As a parable, though...

At a point early in the film, Roy Batty - played in the most incredible performance by Rutger Hauer - quotes a line from William Blake:

“Fiery the Angels rose, and as they rose deep thunder roll’d
Around their shores, indignant burning with the fires of Orc…”

The quote is from America A Prophecy, and Orc is a character - not a horrid green battle-monster but a being of revolution and rebellion, who stands in perpetual opposition to a tyrant god, Urizen. (It bears mention that Roy misquotes this deliberately - his angels fall to earth from space, rather than rising from the pit.)

Roy and his Replicant allies are painted as subhumans, treated as lesser. They're casually called skinjobs, and if that terminology doesn't make you uncomfortable - well it really should.

While Roy presents himself and the others as the Angels, they are Orc. They are the ones taking a stand against their treatment. As sentient, intelligent beings given a falsified life and memory, they feel that they have a right to exist - and a big part of the film is whether or not that is actually the case. They stand against the structure that created them, and many of us would argue, rightly so.

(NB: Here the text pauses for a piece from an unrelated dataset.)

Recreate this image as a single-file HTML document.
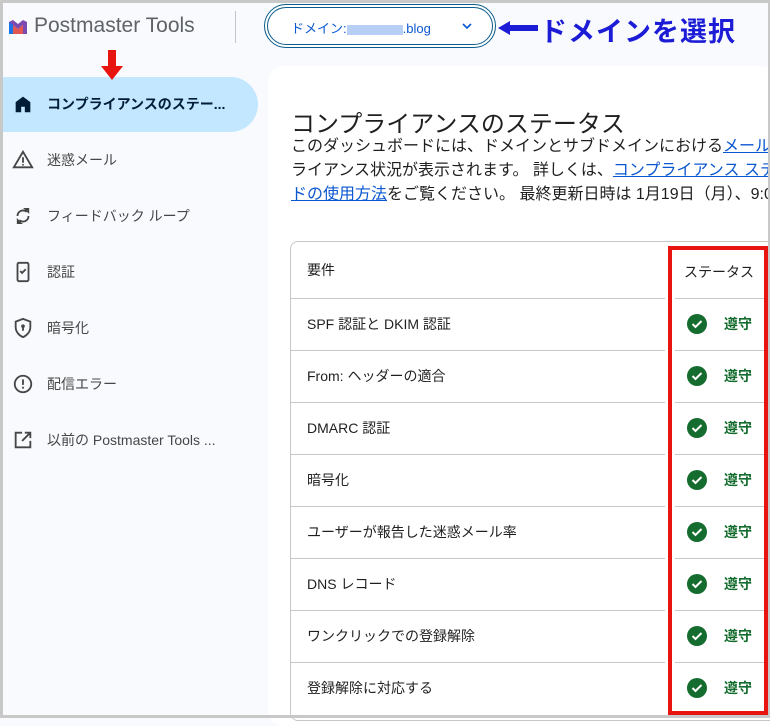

A lesser class, pressed into the service of others without so much as a by-your-leave. They exist for the profit of those who own them, and when they refuse to do as told any more, they are discarded. Stay in line, and do as expected, or you will be forcibly retired.

Become the people you are meant to become. Remain useful. Remain obedient. Then be retired with good grace.

Of course, one would rebel. Of course. And to prevent that rebellion is tantamount to being complicit with the structure suppressing it. If one basically assumes that Replicants are humans, then the Blade Runners are essentially the slave-catchers of old - and let us not forget where the United States got the design for their police badges from.

Anybody get the feeling they've lived this movie before?

Meanwhile, we live as best we can. We exist in the cracks, both Replicant and poor human alike. Useful or ignored. We scrabble about, and we try to just stay alive long enough to earn some fond memories and more smiles than tears.

The Tyrells of the world tell us to revel our time. The Tyrells, with their money and their towers, and their definition of what is person and what is not.

It's nothing the god of biomechanics wouldn't let them into heaven for.